Description of the task:
Copy out the listing that follows, exactly, without its pictures.

Material provided:
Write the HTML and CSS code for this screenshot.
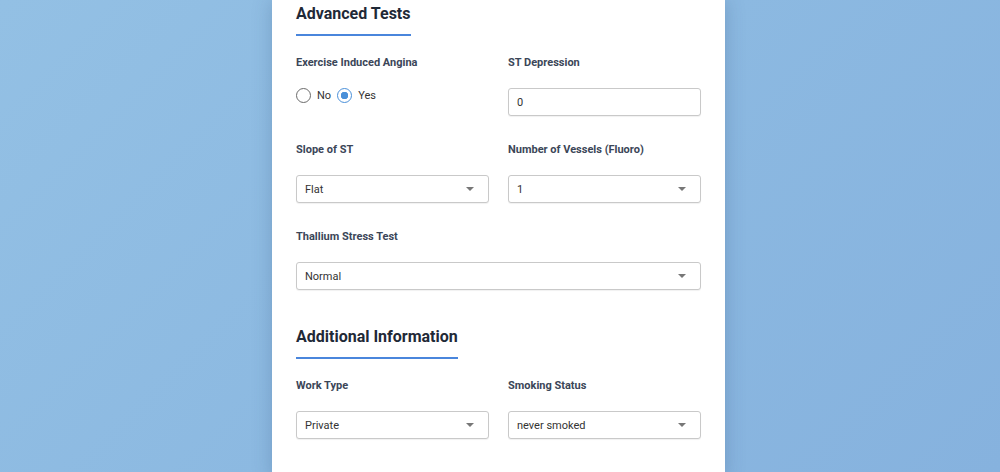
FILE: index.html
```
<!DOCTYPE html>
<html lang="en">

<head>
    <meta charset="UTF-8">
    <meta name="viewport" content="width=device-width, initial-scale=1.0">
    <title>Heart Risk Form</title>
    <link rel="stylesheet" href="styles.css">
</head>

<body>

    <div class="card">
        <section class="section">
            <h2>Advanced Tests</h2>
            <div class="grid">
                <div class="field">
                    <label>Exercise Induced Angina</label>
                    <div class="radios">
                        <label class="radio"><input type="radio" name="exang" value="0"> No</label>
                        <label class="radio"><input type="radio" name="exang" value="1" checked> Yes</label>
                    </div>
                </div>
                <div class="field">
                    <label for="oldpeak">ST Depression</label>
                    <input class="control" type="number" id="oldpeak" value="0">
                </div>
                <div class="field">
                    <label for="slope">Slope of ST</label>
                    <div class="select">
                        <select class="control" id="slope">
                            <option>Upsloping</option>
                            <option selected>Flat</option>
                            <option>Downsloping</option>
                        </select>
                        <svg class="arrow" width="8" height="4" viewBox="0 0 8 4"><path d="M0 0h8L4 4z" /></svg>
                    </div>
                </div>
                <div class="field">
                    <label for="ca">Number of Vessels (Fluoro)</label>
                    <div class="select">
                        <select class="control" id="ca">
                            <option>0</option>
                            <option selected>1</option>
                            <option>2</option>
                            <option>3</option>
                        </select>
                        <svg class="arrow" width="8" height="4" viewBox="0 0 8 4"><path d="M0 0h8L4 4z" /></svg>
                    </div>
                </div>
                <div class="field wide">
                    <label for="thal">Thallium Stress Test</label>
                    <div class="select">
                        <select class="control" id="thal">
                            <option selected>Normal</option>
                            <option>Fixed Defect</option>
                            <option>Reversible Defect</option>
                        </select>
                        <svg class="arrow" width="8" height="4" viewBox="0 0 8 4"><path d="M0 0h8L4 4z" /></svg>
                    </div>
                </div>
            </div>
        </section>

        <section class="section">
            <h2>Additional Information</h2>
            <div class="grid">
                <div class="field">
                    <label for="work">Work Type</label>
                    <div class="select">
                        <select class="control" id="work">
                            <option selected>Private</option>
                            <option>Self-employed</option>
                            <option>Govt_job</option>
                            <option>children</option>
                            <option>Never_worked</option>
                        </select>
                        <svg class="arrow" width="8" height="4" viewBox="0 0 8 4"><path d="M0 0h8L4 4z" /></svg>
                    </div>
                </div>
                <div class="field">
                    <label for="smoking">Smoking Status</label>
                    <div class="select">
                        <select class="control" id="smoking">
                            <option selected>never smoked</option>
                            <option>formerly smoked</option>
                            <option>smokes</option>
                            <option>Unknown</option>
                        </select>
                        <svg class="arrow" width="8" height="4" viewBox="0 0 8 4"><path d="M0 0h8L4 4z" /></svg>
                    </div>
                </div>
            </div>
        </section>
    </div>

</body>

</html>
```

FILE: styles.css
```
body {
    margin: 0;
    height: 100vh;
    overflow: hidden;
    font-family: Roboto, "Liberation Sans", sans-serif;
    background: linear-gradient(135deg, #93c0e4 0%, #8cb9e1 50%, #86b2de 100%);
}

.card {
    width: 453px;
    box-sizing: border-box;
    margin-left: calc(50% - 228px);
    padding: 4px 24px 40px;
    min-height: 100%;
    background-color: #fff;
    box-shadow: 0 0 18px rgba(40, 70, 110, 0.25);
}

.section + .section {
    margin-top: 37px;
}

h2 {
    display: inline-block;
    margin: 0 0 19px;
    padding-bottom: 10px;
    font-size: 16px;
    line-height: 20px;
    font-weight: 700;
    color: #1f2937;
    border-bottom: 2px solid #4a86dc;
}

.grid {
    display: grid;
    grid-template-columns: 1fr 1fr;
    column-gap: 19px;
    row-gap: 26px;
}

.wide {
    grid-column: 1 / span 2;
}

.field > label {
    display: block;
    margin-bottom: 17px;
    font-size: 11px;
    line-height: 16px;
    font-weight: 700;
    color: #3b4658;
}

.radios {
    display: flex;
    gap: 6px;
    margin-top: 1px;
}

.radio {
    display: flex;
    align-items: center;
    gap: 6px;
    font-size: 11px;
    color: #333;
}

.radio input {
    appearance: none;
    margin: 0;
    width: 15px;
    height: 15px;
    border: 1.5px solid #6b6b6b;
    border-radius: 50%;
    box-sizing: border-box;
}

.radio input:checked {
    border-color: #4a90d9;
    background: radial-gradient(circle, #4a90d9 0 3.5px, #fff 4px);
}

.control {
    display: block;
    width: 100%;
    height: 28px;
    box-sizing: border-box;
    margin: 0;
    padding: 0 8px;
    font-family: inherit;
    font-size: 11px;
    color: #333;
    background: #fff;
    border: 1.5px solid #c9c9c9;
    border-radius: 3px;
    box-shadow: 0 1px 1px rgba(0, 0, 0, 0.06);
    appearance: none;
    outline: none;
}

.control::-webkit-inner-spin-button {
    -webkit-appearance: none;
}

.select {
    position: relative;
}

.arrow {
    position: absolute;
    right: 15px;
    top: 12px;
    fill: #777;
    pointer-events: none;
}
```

Response:
Write the HTML and CSS code for this screenshot.
FILE: index.html
```
<!DOCTYPE html>
<html lang="en">

<head>
    <meta charset="UTF-8">
    <meta name="viewport" content="width=device-width, initial-scale=1.0">
    <title>Heart Risk Form</title>
    <link rel="stylesheet" href="styles.css">
</head>

<body>

    <div class="card">
        <section class="section">
            <h2>Advanced Tests</h2>
            <div class="grid">
                <div class="field">
                    <label>Exercise Induced Angina</label>
                    <div class="radios">
                        <label class="radio"><input type="radio" name="exang" value="0"> No</label>
                        <label class="radio"><input type="radio" name="exang" value="1" checked> Yes</label>
                    </div>
                </div>
                <div class="field">
                    <label for="oldpeak">ST Depression</label>
                    <input class="control" type="number" id="oldpeak" value="0">
                </div>
                <div class="field">
                    <label for="slope">Slope of ST</label>
                    <div class="select">
                        <select class="control" id="slope">
                            <option>Upsloping</option>
                            <option selected>Flat</option>
                            <option>Downsloping</option>
                        </select>
                        <svg class="arrow" width="8" height="4" viewBox="0 0 8 4"><path d="M0 0h8L4 4z" /></svg>
                    </div>
                </div>
                <div class="field">
                    <label for="ca">Number of Vessels (Fluoro)</label>
                    <div class="select">
                        <select class="control" id="ca">
                            <option>0</option>
                            <option selected>1</option>
                            <option>2</option>
                            <option>3</option>
                        </select>
                        <svg class="arrow" width="8" height="4" viewBox="0 0 8 4"><path d="M0 0h8L4 4z" /></svg>
                    </div>
                </div>
                <div class="field wide">
                    <label for="thal">Thallium Stress Test</label>
                    <div class="select">
                        <select class="control" id="thal">
                            <option selected>Normal</option>
                            <option>Fixed Defect</option>
                            <option>Reversible Defect</option>
                        </select>
                        <svg class="arrow" width="8" height="4" viewBox="0 0 8 4"><path d="M0 0h8L4 4z" /></svg>
                    </div>
                </div>
            </div>
        </section>

        <section class="section">
            <h2>Additional Information</h2>
            <div class="grid">
                <div class="field">
                    <label for="work">Work Type</label>
                    <div class="select">
                        <select class="control" id="work">
                            <option selected>Private</option>
                            <option>Self-employed</option>
                            <option>Govt_job</option>
                            <option>children</option>
                            <option>Never_worked</option>
                        </select>
                        <svg class="arrow" width="8" height="4" viewBox="0 0 8 4"><path d="M0 0h8L4 4z" /></svg>
                    </div>
                </div>
                <div class="field">
                    <label for="smoking">Smoking Status</label>
                    <div class="select">
                        <select class="control" id="smoking">
                            <option selected>never smoked</option>
                            <option>formerly smoked</option>
                            <option>smokes</option>
                            <option>Unknown</option>
                        </select>
                        <svg class="arrow" width="8" height="4" viewBox="0 0 8 4"><path d="M0 0h8L4 4z" /></svg>
                    </div>
                </div>
            </div>
        </section>
    </div>

</body>

</html>
```

FILE: styles.css
```
body {
    margin: 0;
    height: 100vh;
    overflow: hidden;
    font-family: Roboto, "Liberation Sans", sans-serif;
    background: linear-gradient(135deg, #93c0e4 0%, #8cb9e1 50%, #86b2de 100%);
}

.card {
    width: 453px;
    box-sizing: border-box;
    margin-left: calc(50% - 228px);
    padding: 4px 24px 40px;
    min-height: 100%;
    background-color: #fff;
    box-shadow: 0 0 18px rgba(40, 70, 110, 0.25);
}

.section + .section {
    margin-top: 37px;
}

h2 {
    display: inline-block;
    margin: 0 0 19px;
    padding-bottom: 10px;
    font-size: 16px;
    line-height: 20px;
    font-weight: 700;
    color: #1f2937;
    border-bottom: 2px solid #4a86dc;
}

.grid {
    display: grid;
    grid-template-columns: 1fr 1fr;
    column-gap: 19px;
    row-gap: 26px;
}

.wide {
    grid-column: 1 / span 2;
}

.field > label {
    display: block;
    margin-bottom: 17px;
    font-size: 11px;
    line-height: 16px;
    font-weight: 700;
    color: #3b4658;
}

.radios {
    display: flex;
    gap: 6px;
    margin-top: 1px;
}

.radio {
    display: flex;
    align-items: center;
    gap: 6px;
    font-size: 11px;
    color: #333;
}

.radio input {
    appearance: none;
    margin: 0;
    width: 15px;
    height: 15px;
    border: 1.5px solid #6b6b6b;
    border-radius: 50%;
    box-sizing: border-box;
}

.radio input:checked {
    border-color: #4a90d9;
    background: radial-gradient(circle, #4a90d9 0 3.5px, #fff 4px);
}

.control {
    display: block;
    width: 100%;
    height: 28px;
    box-sizing: border-box;
    margin: 0;
    padding: 0 8px;
    font-family: inherit;
    font-size: 11px;
    color: #333;
    background: #fff;
    border: 1.5px solid #c9c9c9;
    border-radius: 3px;
    box-shadow: 0 1px 1px rgba(0, 0, 0, 0.06);
    appearance: none;
    outline: none;
}

.control::-webkit-inner-spin-button {
    -webkit-appearance: none;
}

.select {
    position: relative;
}

.arrow {
    position: absolute;
    right: 15px;
    top: 12px;
    fill: #777;
    pointer-events: none;
}
```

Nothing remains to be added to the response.